Genie 3: The World Becomes Playable (DeepMind)

Introduction to Genie 3 and Overview 00:00

  • Genie 3 by Google DeepMind allows users to make real-world images interactive, entering and modifying them with prompts.
  • The system enables users to move around, take lasting actions, and explore creatively within generated environments.
  • Genie 3 is designed for AI agents to act out scenarios and self-improve, but the presenter predicts it will also gamify reality and imagination for users.
  • Real-time interaction is now possible at 720p, 24 frames per second, meaning immediate on-screen responses to user actions at a reasonably high resolution.

Technical Achievements and Research Context 01:43

  • Lead author Jack Parker Holder describes Genie 3 as aiming for a “move 37 moment” for embodied AI, similar to breakthroughs in AlphaGo.
  • Simulating limitless virtual worlds could enable robots (and AI agents) to learn skills that go beyond the limitations of human-supplied data.
  • Physics inaccuracies in these worlds limit full reliability, but the environments are useful to demonstrate when agents may act unreliably.
  • The system can help identify failure points in AI behavior before deployment in the real world.

Limitations and Developer Insights 03:12

  • Genie 3 is still in research preview; no release date has been shared for public access.
  • The system's world memory only persists for minutes—changes made (like painting a wall) will not last longer or be remembered on returning the next day.
  • Key limitations include:
    • Only common, simple actions are currently possible (e.g., moving, jumping); complex actions are not yet supported.
    • No ability to talk to or engage in complex interactions with other characters—modeling these remains a research challenge.
    • Real-world locations are not accurately rendered; the focus is on imaginative, not photorealistic, fidelity.
    • High-fidelity text rendering is not native; any text included must be specifically prompted.
  • Google emphasizes that prior image generators also started as research-only, but later became widely available, so Genie 3 may follow a similar path.

Simulation vs.
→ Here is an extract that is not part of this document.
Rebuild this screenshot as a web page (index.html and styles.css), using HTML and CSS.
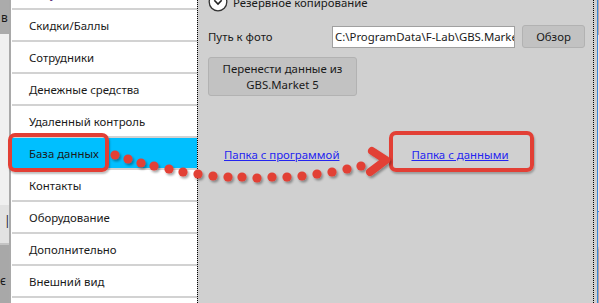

Hard-Coded Worlds 06:07

  • Genie 3 is not positioned as a replacement for platforms like Omniverse or Unreal Engine, but provides a different approach: scalable, prompt-based world generation rather than meticulously handcrafted assets.
  • Hybrid approaches exist, such as models that code environment parts directly based on prompts, but may be less scalable.
  • Genie’s advantage is scalability, potentially leveraging billions of hours of video data, compared to manually built assets.

Demonstration and Capabilities 07:19

  • Genie 3 generates interactive, explorable worlds from text prompts in real time.
  • Actions in the world (like painting a wall) persist while the world’s memory is active.
  • Users can dynamically prompt new events, such as spawning new characters or means of transport.
  • The system enables exploration of diverse geographies, historical, fictional, and even physics-based environments.
  • Genie 3 could facilitate next-generation gaming, entertainment, embodied AI research, robotic training, and safety/disaster simulation.
  • World simulations produced by Genie 3 could broaden research in sectors like learning, agriculture, and manufacturing.

Future Impact and Speculation 09:43

  • The social and economic implications of technologies like Genie are complex and still unresolved.
  • Presenter foresees increasing demand for infinite, interactive entertainment—e.g., users inserting themselves into large worlds or shows.
  • Future evolutions might include 16K VR, intelligent NPCs capable of complex conversation, and vast, persistent games.
  • Google’s pursuit of improved resolution, memory, and AGI through projects like Genie signals an ongoing march toward more immersive simulations.
  • The debate continues between fully imagined, generative simulations and programmable, repeatable environments.
  • The rapid development of such technologies forecasts a future where both real and virtual worlds become dramatically richer and more interactive.